* Prompt
Restate the full listing word for word and leave the pictures out.

* Source excerpt
####################
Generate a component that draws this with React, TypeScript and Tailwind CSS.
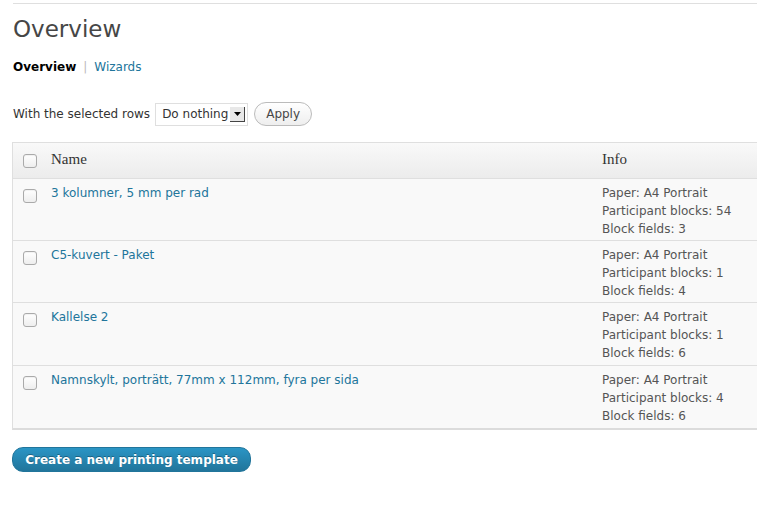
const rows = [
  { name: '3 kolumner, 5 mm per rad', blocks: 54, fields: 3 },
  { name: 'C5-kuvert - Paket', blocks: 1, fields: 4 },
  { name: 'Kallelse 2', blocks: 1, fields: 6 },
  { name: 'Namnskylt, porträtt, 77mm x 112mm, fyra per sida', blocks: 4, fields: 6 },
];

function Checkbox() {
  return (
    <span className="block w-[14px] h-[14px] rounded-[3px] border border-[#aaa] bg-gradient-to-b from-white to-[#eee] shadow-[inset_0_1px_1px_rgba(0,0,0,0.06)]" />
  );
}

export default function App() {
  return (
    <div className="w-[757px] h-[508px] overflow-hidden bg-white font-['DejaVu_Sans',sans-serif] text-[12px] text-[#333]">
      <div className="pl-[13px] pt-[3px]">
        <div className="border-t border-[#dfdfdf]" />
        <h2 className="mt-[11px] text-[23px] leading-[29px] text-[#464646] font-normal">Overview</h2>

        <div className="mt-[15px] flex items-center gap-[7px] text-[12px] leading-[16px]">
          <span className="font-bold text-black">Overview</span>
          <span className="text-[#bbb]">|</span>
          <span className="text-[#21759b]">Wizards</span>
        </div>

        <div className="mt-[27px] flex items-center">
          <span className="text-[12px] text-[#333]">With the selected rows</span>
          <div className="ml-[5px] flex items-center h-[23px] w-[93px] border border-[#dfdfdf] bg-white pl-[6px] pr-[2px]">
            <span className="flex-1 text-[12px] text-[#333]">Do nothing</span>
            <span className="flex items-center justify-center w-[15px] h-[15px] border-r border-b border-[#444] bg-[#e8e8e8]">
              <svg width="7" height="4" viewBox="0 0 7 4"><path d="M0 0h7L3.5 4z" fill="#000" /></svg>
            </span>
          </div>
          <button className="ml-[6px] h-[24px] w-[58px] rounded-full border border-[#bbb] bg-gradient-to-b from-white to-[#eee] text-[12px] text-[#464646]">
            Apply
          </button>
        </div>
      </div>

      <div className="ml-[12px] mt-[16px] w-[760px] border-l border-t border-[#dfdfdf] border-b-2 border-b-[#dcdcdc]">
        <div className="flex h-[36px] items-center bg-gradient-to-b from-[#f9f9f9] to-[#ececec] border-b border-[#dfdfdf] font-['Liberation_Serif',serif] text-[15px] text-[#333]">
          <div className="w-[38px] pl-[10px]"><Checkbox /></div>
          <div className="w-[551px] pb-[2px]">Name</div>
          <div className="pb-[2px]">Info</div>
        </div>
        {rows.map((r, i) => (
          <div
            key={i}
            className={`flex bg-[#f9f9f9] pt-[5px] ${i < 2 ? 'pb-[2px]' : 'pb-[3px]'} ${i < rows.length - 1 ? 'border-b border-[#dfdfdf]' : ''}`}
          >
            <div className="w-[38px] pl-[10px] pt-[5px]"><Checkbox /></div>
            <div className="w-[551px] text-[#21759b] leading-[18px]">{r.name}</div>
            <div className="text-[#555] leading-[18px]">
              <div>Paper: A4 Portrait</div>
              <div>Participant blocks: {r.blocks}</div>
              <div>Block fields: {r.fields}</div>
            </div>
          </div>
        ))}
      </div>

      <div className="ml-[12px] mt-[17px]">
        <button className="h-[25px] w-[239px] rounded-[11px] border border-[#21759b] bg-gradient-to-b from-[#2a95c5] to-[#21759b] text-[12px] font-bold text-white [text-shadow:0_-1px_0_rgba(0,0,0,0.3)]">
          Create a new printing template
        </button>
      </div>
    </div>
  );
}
####################
* The reply
Generate a component that draws this with React, TypeScript and Tailwind CSS.
const rows = [
  { name: '3 kolumner, 5 mm per rad', blocks: 54, fields: 3 },
  { name: 'C5-kuvert - Paket', blocks: 1, fields: 4 },
  { name: 'Kallelse 2', blocks: 1, fields: 6 },
  { name: 'Namnskylt, porträtt, 77mm x 112mm, fyra per sida', blocks: 4, fields: 6 },
];

function Checkbox() {
  return (
    <span className="block w-[14px] h-[14px] rounded-[3px] border border-[#aaa] bg-gradient-to-b from-white to-[#eee] shadow-[inset_0_1px_1px_rgba(0,0,0,0.06)]" />
  );
}

export default function App() {
  return (
    <div className="w-[757px] h-[508px] overflow-hidden bg-white font-['DejaVu_Sans',sans-serif] text-[12px] text-[#333]">
      <div className="pl-[13px] pt-[3px]">
        <div className="border-t border-[#dfdfdf]" />
        <h2 className="mt-[11px] text-[23px] leading-[29px] text-[#464646] font-normal">Overview</h2>

        <div className="mt-[15px] flex items-center gap-[7px] text-[12px] leading-[16px]">
          <span className="font-bold text-black">Overview</span>
          <span className="text-[#bbb]">|</span>
          <span className="text-[#21759b]">Wizards</span>
        </div>

        <div className="mt-[27px] flex items-center">
          <span className="text-[12px] text-[#333]">With the selected rows</span>
          <div className="ml-[5px] flex items-center h-[23px] w-[93px] border border-[#dfdfdf] bg-white pl-[6px] pr-[2px]">
            <span className="flex-1 text-[12px] text-[#333]">Do nothing</span>
            <span className="flex items-center justify-center w-[15px] h-[15px] border-r border-b border-[#444] bg-[#e8e8e8]">
              <svg width="7" height="4" viewBox="0 0 7 4"><path d="M0 0h7L3.5 4z" fill="#000" /></svg>
            </span>
          </div>
          <button className="ml-[6px] h-[24px] w-[58px] rounded-full border border-[#bbb] bg-gradient-to-b from-white to-[#eee] text-[12px] text-[#464646]">
            Apply
          </button>
        </div>
      </div>

      <div className="ml-[12px] mt-[16px] w-[760px] border-l border-t border-[#dfdfdf] border-b-2 border-b-[#dcdcdc]">
        <div className="flex h-[36px] items-center bg-gradient-to-b from-[#f9f9f9] to-[#ececec] border-b border-[#dfdfdf] font-['Liberation_Serif',serif] text-[15px] text-[#333]">
          <div className="w-[38px] pl-[10px]"><Checkbox /></div>
          <div className="w-[551px] pb-[2px]">Name</div>
          <div className="pb-[2px]">Info</div>
        </div>
        {rows.map((r, i) => (
          <div
            key={i}
            className={`flex bg-[#f9f9f9] pt-[5px] ${i < 2 ? 'pb-[2px]' : 'pb-[3px]'} ${i < rows.length - 1 ? 'border-b border-[#dfdfdf]' : ''}`}
          >
            <div className="w-[38px] pl-[10px] pt-[5px]"><Checkbox /></div>
            <div className="w-[551px] text-[#21759b] leading-[18px]">{r.name}</div>
            <div className="text-[#555] leading-[18px]">
              <div>Paper: A4 Portrait</div>
              <div>Participant blocks: {r.blocks}</div>
              <div>Block fields: {r.fields}</div>
            </div>
          </div>
        ))}
      </div>

      <div className="ml-[12px] mt-[17px]">
        <button className="h-[25px] w-[239px] rounded-[11px] border border-[#21759b] bg-gradient-to-b from-[#2a95c5] to-[#21759b] text-[12px] font-bold text-white [text-shadow:0_-1px_0_rgba(0,0,0,0.3)]">
          Create a new printing template
        </button>
      </div>
    </div>
  );
}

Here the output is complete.